Re: [RFC V2 03/12] mm: Change generic FALLBACK zonelist creation process

From: Anshuman Khandual
Date: Wed Feb 01 2017 - 01:41:18 EST


On 01/31/2017 07:27 AM, Dave Hansen wrote:
> On 01/30/2017 05:36 PM, Anshuman Khandual wrote:
>>> Let's say we had a CDM node with 100x more RAM than the rest of the
>>> system and it was just as fast as the rest of the RAM. Would we still
>>> want it isolated like this? Or would we want a different policy?
>>
>> But then the other argument being, dont we want to keep this 100X more
>> memory isolated for some special purpose to be utilized by specific
>> applications ?
>
> I was thinking that in this case, we wouldn't even want to bother with
> having "system RAM" in the fallback lists. A device who got its memory

System RAM is in the fallback list of the CDM node for the following
purpose.

If the user asks explicitly through mbind() and there is insufficient
memory on the CDM node to fulfill the request. Then it is better to
fallback on a system RAM memory node than to fail the request. This is
in line with expectations from the mbind() call. There are other ways
for the user space like /proc/pid/numa_maps to query about from where
exactly a given page has come from in the runtime.

But keeping options open I have noted down this in the cover letter.

"
FALLBACK zonelist creation:

CDM node's FALLBACK zonelist can also be changed to accommodate other CDM
memory zones along with system RAM zones in which case they can be used as
fallback options instead of first depending on the system RAM zones when
it's own memory falls insufficient during allocation.
"

> usage off by 1% could start to starve the rest of the system. A sane

Did not get this point. Could you please elaborate more on this ?

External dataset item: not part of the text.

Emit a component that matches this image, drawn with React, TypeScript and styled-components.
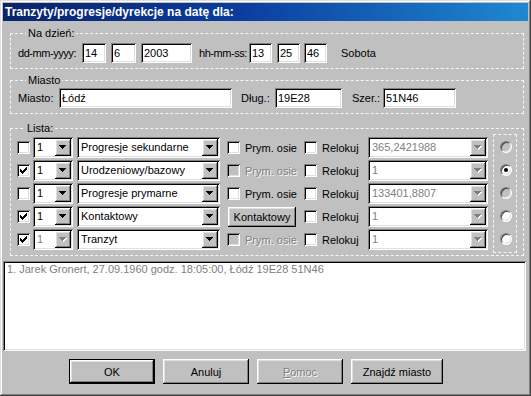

> policy in this case might be to isolate the "system RAM" from the device's.

Hmm.

>
>>> Why do we need this hard-coded along with the cpuset stuff later in the
>>> series. Doesn't taking a node out of the cpuset also take it out of the
>>> fallback lists?
>>
>> There are two mutually exclusive approaches which are described in
>> this patch series.
>>
>> (1) zonelist modification based approach
>> (2) cpuset restriction based approach
>>
>> As mentioned in the cover letter,
>
> Well, I'm glad you coded both of them up, but now that we have them how
> to we pick which one to throw to the wolves? Or, do we just merge both
> of them and let one bitrot? ;)

I am just trying to see how each isolation method stack up from benefit
and cost point of view, so that we can have informed debate about their
individual merit. Meanwhile I have started looking at if the core buddy
allocator __alloc_pages_nodemask() and its interaction with nodemask at
various stages can also be modified to implement the intended solution.